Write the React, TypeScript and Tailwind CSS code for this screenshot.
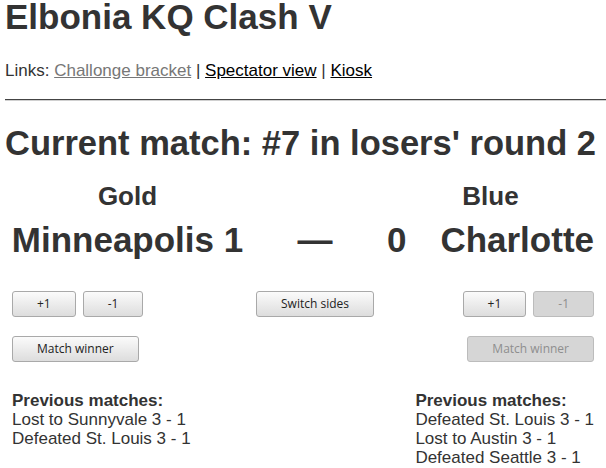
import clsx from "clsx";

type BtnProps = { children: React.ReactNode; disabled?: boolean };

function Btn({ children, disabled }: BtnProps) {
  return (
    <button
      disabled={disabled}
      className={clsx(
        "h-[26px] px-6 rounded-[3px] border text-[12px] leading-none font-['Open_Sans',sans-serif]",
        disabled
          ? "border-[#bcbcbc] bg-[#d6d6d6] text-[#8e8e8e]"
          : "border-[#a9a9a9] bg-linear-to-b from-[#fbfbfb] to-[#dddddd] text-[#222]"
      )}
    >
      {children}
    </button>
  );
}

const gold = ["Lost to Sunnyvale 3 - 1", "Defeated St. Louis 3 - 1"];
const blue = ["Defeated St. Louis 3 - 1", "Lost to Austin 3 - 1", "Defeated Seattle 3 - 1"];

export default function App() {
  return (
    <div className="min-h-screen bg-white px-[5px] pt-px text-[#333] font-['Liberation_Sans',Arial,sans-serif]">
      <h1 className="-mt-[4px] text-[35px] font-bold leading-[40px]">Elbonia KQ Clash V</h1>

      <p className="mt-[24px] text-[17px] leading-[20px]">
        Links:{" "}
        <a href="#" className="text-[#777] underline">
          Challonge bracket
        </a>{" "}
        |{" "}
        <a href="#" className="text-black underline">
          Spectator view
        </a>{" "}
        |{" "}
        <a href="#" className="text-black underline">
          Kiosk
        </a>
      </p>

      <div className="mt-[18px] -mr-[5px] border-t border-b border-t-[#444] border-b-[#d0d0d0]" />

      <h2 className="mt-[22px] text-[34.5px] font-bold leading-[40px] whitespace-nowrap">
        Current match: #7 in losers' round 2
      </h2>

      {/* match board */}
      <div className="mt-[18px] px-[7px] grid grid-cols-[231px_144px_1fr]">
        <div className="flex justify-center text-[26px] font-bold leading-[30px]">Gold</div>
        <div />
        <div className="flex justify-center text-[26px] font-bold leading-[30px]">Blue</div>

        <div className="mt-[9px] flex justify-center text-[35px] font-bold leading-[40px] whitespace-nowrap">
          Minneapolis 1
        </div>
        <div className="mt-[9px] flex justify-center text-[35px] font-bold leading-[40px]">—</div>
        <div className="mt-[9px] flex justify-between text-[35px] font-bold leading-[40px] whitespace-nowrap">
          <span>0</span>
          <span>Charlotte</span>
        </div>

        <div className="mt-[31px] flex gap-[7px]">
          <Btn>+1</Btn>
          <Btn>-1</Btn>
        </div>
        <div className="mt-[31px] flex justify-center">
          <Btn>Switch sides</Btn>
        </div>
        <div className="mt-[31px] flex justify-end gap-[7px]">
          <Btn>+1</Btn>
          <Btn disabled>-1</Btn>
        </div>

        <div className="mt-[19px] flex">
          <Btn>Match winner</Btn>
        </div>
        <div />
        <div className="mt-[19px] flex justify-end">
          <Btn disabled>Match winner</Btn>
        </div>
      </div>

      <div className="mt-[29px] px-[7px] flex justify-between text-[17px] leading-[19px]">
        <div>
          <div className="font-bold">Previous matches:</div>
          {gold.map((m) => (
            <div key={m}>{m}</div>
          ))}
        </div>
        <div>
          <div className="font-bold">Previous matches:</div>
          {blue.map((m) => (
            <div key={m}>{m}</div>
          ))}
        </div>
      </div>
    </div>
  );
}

* **Request**:
Copy out each line exactly, without the pictures.

* **Exercise answer**:
Write the React, TypeScript and Tailwind CSS code for this screenshot.
import clsx from "clsx";

type BtnProps = { children: React.ReactNode; disabled?: boolean };

function Btn({ children, disabled }: BtnProps) {
  return (
    <button
      disabled={disabled}
      className={clsx(
        "h-[26px] px-6 rounded-[3px] border text-[12px] leading-none font-['Open_Sans',sans-serif]",
        disabled
          ? "border-[#bcbcbc] bg-[#d6d6d6] text-[#8e8e8e]"
          : "border-[#a9a9a9] bg-linear-to-b from-[#fbfbfb] to-[#dddddd] text-[#222]"
      )}
    >
      {children}
    </button>
  );
}

const gold = ["Lost to Sunnyvale 3 - 1", "Defeated St. Louis 3 - 1"];
const blue = ["Defeated St. Louis 3 - 1", "Lost to Austin 3 - 1", "Defeated Seattle 3 - 1"];

export default function App() {
  return (
    <div className="min-h-screen bg-white px-[5px] pt-px text-[#333] font-['Liberation_Sans',Arial,sans-serif]">
      <h1 className="-mt-[4px] text-[35px] font-bold leading-[40px]">Elbonia KQ Clash V</h1>

      <p className="mt-[24px] text-[17px] leading-[20px]">
        Links:{" "}
        <a href="#" className="text-[#777] underline">
          Challonge bracket
        </a>{" "}
        |{" "}
        <a href="#" className="text-black underline">
          Spectator view
        </a>{" "}
        |{" "}
        <a href="#" className="text-black underline">
          Kiosk
        </a>
      </p>

      <div className="mt-[18px] -mr-[5px] border-t border-b border-t-[#444] border-b-[#d0d0d0]" />

      <h2 className="mt-[22px] text-[34.5px] font-bold leading-[40px] whitespace-nowrap">
        Current match: #7 in losers' round 2
      </h2>

      {/* match board */}
      <div className="mt-[18px] px-[7px] grid grid-cols-[231px_144px_1fr]">
        <div className="flex justify-center text-[26px] font-bold leading-[30px]">Gold</div>
        <div />
        <div className="flex justify-center text-[26px] font-bold leading-[30px]">Blue</div>

        <div className="mt-[9px] flex justify-center text-[35px] font-bold leading-[40px] whitespace-nowrap">
          Minneapolis 1
        </div>
        <div className="mt-[9px] flex justify-center text-[35px] font-bold leading-[40px]">—</div>
        <div className="mt-[9px] flex justify-between text-[35px] font-bold leading-[40px] whitespace-nowrap">
          <span>0</span>
          <span>Charlotte</span>
        </div>

        <div className="mt-[31px] flex gap-[7px]">
          <Btn>+1</Btn>
          <Btn>-1</Btn>
        </div>
        <div className="mt-[31px] flex justify-center">
          <Btn>Switch sides</Btn>
        </div>
        <div className="mt-[31px] flex justify-end gap-[7px]">
          <Btn>+1</Btn>
          <Btn disabled>-1</Btn>
        </div>

        <div className="mt-[19px] flex">
          <Btn>Match winner</Btn>
        </div>
        <div />
        <div className="mt-[19px] flex justify-end">
          <Btn disabled>Match winner</Btn>
        </div>
      </div>

      <div className="mt-[29px] px-[7px] flex justify-between text-[17px] leading-[19px]">
        <div>
          <div className="font-bold">Previous matches:</div>
          {gold.map((m) => (
            <div key={m}>{m}</div>
          ))}
        </div>
        <div>
          <div className="font-bold">Previous matches:</div>
          {blue.map((m) => (
            <div key={m}>{m}</div>
          ))}
        </div>
      </div>
    </div>
  );
}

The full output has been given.